Set exercise
Look for the string "React" in every line, and copy each line that has it.

Data extract
********************
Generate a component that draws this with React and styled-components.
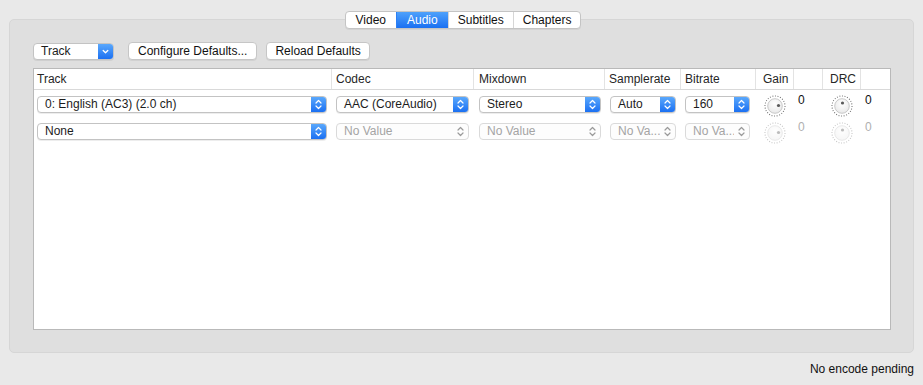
import React from "react";
import styled, { createGlobalStyle, css } from "styled-components";

const GlobalStyle = createGlobalStyle`
  html, body {
    margin: 0;
    padding: 0;
    background: #ececec;
  }
  body {
    font-family: "Liberation Sans", Arial, sans-serif;
    font-size: 12px;
    color: #222;
  }
  * {
    box-sizing: border-box;
  }
`;

const Window = styled.div`
  height: 385px;
  display: flex;
  flex-direction: column;
  padding: 11px 9px 0;
  background: #e9e9e9;
`;

const TabBar = styled.div`
  align-self: center;
  position: relative;
  z-index: 1;
  display: flex;
  height: 18px;
  margin-bottom: -10px;
  margin-left: 3px;
  background: #fff;
  border: 1px solid #c4c4c4;
  border-radius: 4px;
  box-shadow: 0 1px 0 rgba(0, 0, 0, 0.05);
  overflow: hidden;
`;

const Tab = styled.div`
  display: flex;
  align-items: center;
  justify-content: center;
  padding: 0 ${(p) => p.$pad}px;
  line-height: 16px;
  color: #111;
  border-left: 1px solid #d6d6d6;

  &:first-child {
    border-left: none;
  }

  ${(p) =>
    p.$active &&
    css`
      color: #fff;
      border-left-color: #2c7ff4;
      background: linear-gradient(#4ea1fb, #1a70f2);
    `}
`;

const Panel = styled.div`
  height: 334px;
  display: flex;
  flex-direction: column;
  gap: 8px;
  padding: 22px 22px 22px 23px;
  background: #dfdfdf;
  border: 1px solid #d6d6d6;
  border-radius: 5px;
`;

const Toolbar = styled.div`
  display: flex;
  align-items: center;
  height: 18px;
  gap: 14px;

  & > button + button {
    margin-left: -5px;
  }
`;

const Button = styled.button`
  height: 18px;
  padding: 0 ${(p) => p.$pad || 11}px;
  font: inherit;
  color: #111;
  background: #fff;
  border: 1px solid #c6c6c6;
  border-radius: 4px;
  box-shadow: 0 1px 0 rgba(0, 0, 0, 0.06);
`;

const PopUp = styled.div`
  display: flex;
  align-items: stretch;
  height: 17px;
  width: ${(p) => (p.$width ? `${p.$width}px` : "100%")};
  background: ${(p) => (p.$disabled ? "#fdfdfd" : "#fff")};
  border: 1px solid ${(p) => (p.$disabled ? "#dadada" : "#c3c3c3")};
  border-radius: 4px;
  box-shadow: ${(p) => (p.$disabled ? "none" : "0 1px 0 rgba(0,0,0,0.07)")};
  overflow: hidden;
`;

const PopUpLabel = styled.span`
  flex: 1;
  min-width: 0;
  padding-left: 7px;
  line-height: 15px;
  white-space: nowrap;
  overflow: hidden;
  color: ${(p) => (p.$disabled ? "#a4a4a4" : "#1c1c1c")};
`;

const Stepper = styled.span`
  flex: none;
  width: 15px;
  display: flex;
  align-items: center;
  justify-content: center;
  ${(p) =>
    p.$disabled
      ? css`
          color: #9a9a9a;
        `
      : css`
          color: #fff;
          background: linear-gradient(#5aa8fc, #1b70f2);
        `}
`;

const Table = styled.div`
  flex: 1;
  display: flex;
  flex-direction: column;
  background: #fff;
  border: 1px solid #b9b9b9;
`;

const COLUMNS = "298px 142px 131px 76px 75px 38px 29px 38px 1fr";

const HeaderRow = styled.div`
  display: grid;
  grid-template-columns: ${COLUMNS};
  height: 21px;
  border-bottom: 1px solid #d9d9d9;
`;

const HeaderCell = styled.div`
  display: flex;
  align-items: center;
  padding-left: ${(p) => p.$indent ?? 3}px;
  color: #262626;
  border-right: ${(p) => (p.$last ? "none" : "1px solid #e3e3e3")};
`;

const Rows = styled.div`
  display: flex;
  flex-direction: column;
  padding-top: 1px;
`;

const Row = styled.div`
  display: grid;
  grid-template-columns: ${COLUMNS};
  height: 27px;
  align-items: start;
  padding-top: 5px;
`;

const Cell = styled.div`
  display: flex;
  padding: 0 ${(p) => p.$right ?? 5}px 0 ${(p) => p.$left ?? 4}px;
`;

const KnobCell = styled.div`
  display: flex;
  justify-content: center;
  margin-top: -1px;
  opacity: ${(p) => (p.$disabled ? 0.4 : 1)};
`;

const Value = styled.span`
  padding-left: 4px;
  margin-top: -3px;
  font-size: 12px;
  color: ${(p) => (p.$disabled ? "#b0b0b0" : "#111")};
`;

const StatusBar = styled.div`
  flex: 1;
  display: flex;
  align-items: center;
  justify-content: flex-end;
  font-size: 12px;
  color: #111;
`;

const UpDown = () => (
  <svg width="9" height="13" viewBox="0 0 9 13">
    <path
      d="M2 5 L4.5 2.5 L7 5 M2 8 L4.5 10.5 L7 8"
      fill="none"
      stroke="currentColor"
      strokeWidth="1.2"
      strokeLinecap="round"
      strokeLinejoin="round"
    />
  </svg>
);

const Down = () => (
  <svg width="9" height="13" viewBox="0 0 9 13">
    <path
      d="M2.2 5.5 L4.5 7.8 L6.8 5.5"
      fill="none"
      stroke="currentColor"
      strokeWidth="1.3"
      strokeLinecap="round"
      strokeLinejoin="round"
    />
  </svg>
);

const Knob = ({ dot }) => (
  <svg width="22" height="22" viewBox="0 0 22 22">
    <defs>
      <radialGradient id="knobFill" cx="50%" cy="35%" r="65%">
        <stop offset="0%" stopColor="#ffffff" />
        <stop offset="100%" stopColor="#e9e9e9" />
      </radialGradient>
    </defs>
    <circle
      cx="11"
      cy="11"
      r="10"
      fill="none"
      stroke="#6a6a6a"
      strokeWidth="1.1"
      strokeDasharray="0.9 1.7"
    />
    <circle cx="11" cy="11" r="7.3" fill="url(#knobFill)" stroke="#bdbdbd" strokeWidth="0.8" />
    <circle cx={dot[0]} cy={dot[1]} r="1.6" fill="#5a5a5a" />
  </svg>
);

const Select = ({ label, disabled, width, pulldown }) => (
  <PopUp $disabled={disabled} $width={width}>
    <PopUpLabel $disabled={disabled}>{label}</PopUpLabel>
    <Stepper $disabled={disabled}>{pulldown ? <Down /> : <UpDown />}</Stepper>
  </PopUp>
);

const headers = [
  { label: "Track", indent: 3 },
  { label: "Codec", indent: 4 },
  { label: "Mixdown", indent: 5 },
  { label: "Samplerate", indent: 4 },
  { label: "Bitrate", indent: 4 },
  { label: "Gain", indent: 7 },
  { label: "", indent: 0 },
  { label: "DRC", indent: 7 },
  { label: "", indent: 0, last: true },
];

const tracks = [
  {
    id: 0,
    track: "0: English (AC3) (2.0 ch)",
    codec: "AAC (CoreAudio)",
    mixdown: "Stereo",
    samplerate: "Auto",
    bitrate: "160",
    disabled: false,
  },
  {
    id: 1,
    track: "None",
    codec: "No Value",
    mixdown: "No Value",
    samplerate: "No Va...",
    bitrate: "No Va...",
    disabled: true,
  },
];

const tabs = [
  { name: "Video", pad: 10 },
  { name: "Audio", pad: 10 },
  { name: "Subtitles", pad: 9 },
  { name: "Chapters", pad: 9 },
];

const App = () => (
  <>
    <GlobalStyle />
    <Window>
      <TabBar>
        {tabs.map((t) => (
          <Tab key={t.name} $pad={t.pad} $active={t.name === "Audio"}>
            {t.name}
          </Tab>
        ))}
      </TabBar>
      <Panel>
        <Toolbar>
          <Select label="Track" width={81} pulldown />
          <Button $pad={9}>Configure Defaults...</Button>
          <Button $pad={8}>Reload Defaults</Button>
        </Toolbar>
        <Table>
          <HeaderRow>
            {headers.map((h, i) => (
              <HeaderCell key={i} $indent={h.indent} $last={h.last}>
                {h.label}
              </HeaderCell>
            ))}
          </HeaderRow>
          <Rows>
            {tracks.map((t) => (
              <Row key={t.id}>
                <Cell $left={3} $right={5}>
                  <Select label={t.track} />
                </Cell>
                <Cell $left={4} $right={5}>
                  <Select label={t.codec} disabled={t.disabled} />
                </Cell>
                <Cell $left={5} $right={4}>
                  <Select label={t.mixdown} disabled={t.disabled} />
                </Cell>
                <Cell $left={5} $right={5}>
                  <Select label={t.samplerate} disabled={t.disabled} />
                </Cell>
                <Cell $left={4} $right={6}>
                  <Select label={t.bitrate} disabled={t.disabled} />
                </Cell>
                <KnobCell $disabled={t.disabled}>
                  <Knob dot={[14.5, 10.5]} />
                </KnobCell>
                <Value $disabled={t.disabled}>0</Value>
                <KnobCell $disabled={t.disabled}>
                  <Knob dot={[11.5, 8]} />
                </KnobCell>
                <Value $disabled={t.disabled}>0</Value>
              </Row>
            ))}
          </Rows>
        </Table>
      </Panel>
      <StatusBar>No encode pending</StatusBar>
    </Window>
  </>
);

export default App;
********************
Answer for this exercise
Generate a component that draws this with React and styled-components.
import React from "react";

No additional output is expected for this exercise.